--- Prompt ---
Pictures stay out of this copy, which runs from the first line of the material through the line containing "import React from".
.....
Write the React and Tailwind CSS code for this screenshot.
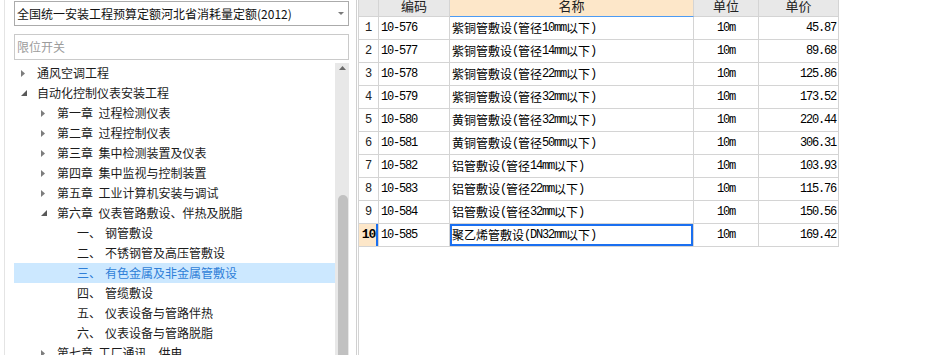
import React from "react";

const tree = [
  { level: 0, label: "通风空调工程", arrow: "closed" },
  { level: 0, label: "自动化控制仪表安装工程", arrow: "open" },
  { level: 1, label: "第一章 过程检测仪表", arrow: "closed" },
  { level: 1, label: "第二章 过程控制仪表", arrow: "closed" },
  { level: 1, label: "第三章 集中检测装置及仪表", arrow: "closed" },
  { level: 1, label: "第四章 集中监视与控制装置", arrow: "closed" },
  { level: 1, label: "第五章 工业计算机安装与调试", arrow: "closed" },
  { level: 1, label: "第六章 仪表管路敷设、伴热及脱脂", arrow: "open" },
  { level: 2, num: "一、", label: "钢管敷设" },
  { level: 2, num: "二、", label: "不锈钢管及高压管敷设" },
  { level: 2, num: "三、", label: "有色金属及非金属管敷设", selected: true },
  { level: 2, num: "四、", label: "管缆敷设" },
  { level: 2, num: "五、", label: "仪表设备与管路伴热" },
  { level: 2, num: "六、", label: "仪表设备与管路脱脂" },
  { level: 1, label: "第七章 工厂通讯、供电", arrow: "closed" },
];

const rows = [
  ["10-576", "紫铜管敷设(管径10mm以下)", "10m", "45.87"],
  ["10-577", "紫铜管敷设(管径14mm以下)", "10m", "89.68"],
  ["10-578", "紫铜管敷设(管径22mm以下)", "10m", "125.86"],
  ["10-579", "紫铜管敷设(管径32mm以下)", "10m", "173.52"],
  ["10-580", "黄铜管敷设(管径32mm以下)", "10m", "220.44"],
  ["10-581", "黄铜管敷设(管径50mm以下)", "10m", "306.31"],
  ["10-582", "铝管敷设(管径14mm以下)", "10m", "103.93"],
  ["10-583", "铝管敷设(管径22mm以下)", "10m", "115.76"],
  ["10-584", "铝管敷设(管径32mm以下)", "10m", "150.56"],
  ["10-585", "聚乙烯管敷设(DN32mm以下)", "10m", "169.42"],
];

// ascii runs in mono, narrowed to half the CJK width
const Mix = ({ t }) =>
  t.split(/([\x20-\x7e]+)/).map((s, i) =>
    /^[\x20-\x7e]+$/.test(s) ? (
      <span key={i} className="font-['Liberation_Mono'] tracking-[-1.2px]">
        {s}
      </span>
    ) : (
      <span key={i}>{s}</span>
    )
  );

const Arrow = ({ kind }) => {
  if (kind === "open")
    return (
      <svg width="6" height="6" viewBox="0 0 6 6" className="ml-[1px]">
        <polygon points="6,0 6,6 0,6" fill="#595959" />
      </svg>
    );
  if (kind === "closed")
    return (
      <svg width="4" height="7" viewBox="0 0 4 7" className="ml-[1px]">
        <polygon points="0,0 4,3.5 0,7" fill="#7d7d7d" />
      </svg>
    );
  return null;
};

const TreeRow = ({ item }) => {
  const pad = ["pl-[6px]", "pl-[26px]", "pl-[46px]"][item.level];
  return (
    <div
      className={`h-[20px] flex items-center shrink-0 ${pad} ${
        item.selected ? "bg-[#cce8ff] text-[#2f7fd8]" : "text-[#1b1b1b]"
      }`}
    >
      <div className="w-[17px] flex items-center">
        <Arrow kind={item.arrow} />
      </div>
      {item.num ? (
        <>
          <span className="w-[28px]">{item.num}</span>
          <span>{item.label}</span>
        </>
      ) : (
        <span className="whitespace-pre">{item.label.replace(" ", "  ")}</span>
      )}
    </div>
  );
};

const cell = "border-r border-b border-[#d4d4d4] flex items-center";

export default function App() {
  return (
    <div className="w-[931px] h-[355px] flex bg-white overflow-hidden font-['Noto_Sans_CJK_SC',sans-serif] text-[12px]">
      {/* left pane */}
      <div className="w-[357px] h-full flex shrink-0 border-r border-[#d0d0d0]">
        <div className="w-[4px]" />
        <div className="flex-1 flex flex-col border-l border-[#e4e4e4] pl-[9px] pr-[7px] min-w-0">
          <div className="mt-[1px] h-[25px] border border-[#ababab] flex items-center pl-[2px] pr-[4px] text-[#111]">
            <span className="flex-1 whitespace-nowrap">全国统一安装工程预算定额河北省消耗量定额(2012)</span>
            <svg width="6" height="3" viewBox="0 0 6 3">
              <polygon points="0,0 6,0 3,3" fill="#7a7a7a" />
            </svg>
          </div>
          <div className="mt-[8px] h-[26px] border border-[#cacaca] flex items-center pl-[2px] text-[#9c9c9c]">
            限位开关
          </div>
          <div className="mt-[3px] flex-1 flex min-h-0 overflow-hidden">
            <div className="flex-1 flex flex-col min-w-0">
              {tree.map((item, i) => (
                <TreeRow key={i} item={item} />
              ))}
            </div>
            <div className="w-[14px] bg-[#e8e8e8] relative">
              <svg width="7" height="4" viewBox="0 0 7 4" className="absolute left-[4px] top-[3px]">
                <polygon points="0,4 7,4 3.5,0" fill="#6b6b6b" />
              </svg>
              <div className="absolute left-[3px] w-[10px] top-[132px] bottom-0 rounded-t-[5px] bg-[#c1c1c1]" />
            </div>
          </div>
        </div>
      </div>

      {/* right pane */}
      <div className="flex-1 pl-[1px]">
        <div className="w-[481px] border-l border-[#d4d4d4] grid grid-cols-[20px_71px_244px_65px_80px] text-black">
          <div className={`${cell} h-[17px] bg-[#e8e8e8]`} />
          <div className={`${cell} h-[17px] bg-[#e8e8e8] justify-center overflow-hidden`}>
            <span className="text-[13px] leading-[14px] -mt-[4px] text-[#222]">编码</span>
          </div>
          <div className="h-[17px] border-r border-[#d4d4d4] border-b border-b-[#4d9bf3] bg-[#fde7c9] flex items-center justify-center overflow-hidden">
            <span className="text-[13px] leading-[14px] -mt-[4px] text-[#222]">名称</span>
          </div>
          <div className={`${cell} h-[17px] bg-[#e8e8e8] justify-center overflow-hidden`}>
            <span className="text-[13px] leading-[14px] -mt-[4px] text-[#222]">单位</span>
          </div>
          <div className={`${cell} h-[17px] bg-[#e8e8e8] justify-center overflow-hidden`}>
            <span className="text-[13px] leading-[14px] -mt-[4px] text-[#222]">单价</span>
          </div>

          {rows.map((r, i) => {
            const sel = i === rows.length - 1;
            return (
              <React.Fragment key={i}>
                <div
                  className={`${cell} h-[23px] justify-center font-['Liberation_Mono'] ${
                    sel
                      ? "bg-[#fde7c9] font-bold text-[13px] tracking-[-1px] shadow-[inset_-2px_0_0_#1a6ff0]"
                      : "text-[#222] text-[12px]"
                  }`}
                >
                  {i + 1}
                </div>
                <div className={`${cell} h-[23px] pl-[2px]`}>
                  <Mix t={r[0]} />
                </div>
                <div
                  className={`${cell} h-[23px] pl-[2px] whitespace-nowrap ${
                    sel ? "shadow-[inset_0_0_0_2px_#1a6ff0]" : ""
                  }`}
                >
                  <Mix t={r[1]} />
                </div>
                <div className={`${cell} h-[23px] justify-center`}>
                  <Mix t={r[2]} />
                </div>
                <div className={`${cell} h-[23px] justify-end pr-[2px]`}>
                  <Mix t={r[3]} />
                </div>
              </React.Fragment>
            );
          })}
        </div>
        <div className="h-full border-l border-[#d4d4d4] w-0" />
      </div>
    </div>
  );
}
.....
--- Solution for this task ---
Write the React and Tailwind CSS code for this screenshot.
import React from "react";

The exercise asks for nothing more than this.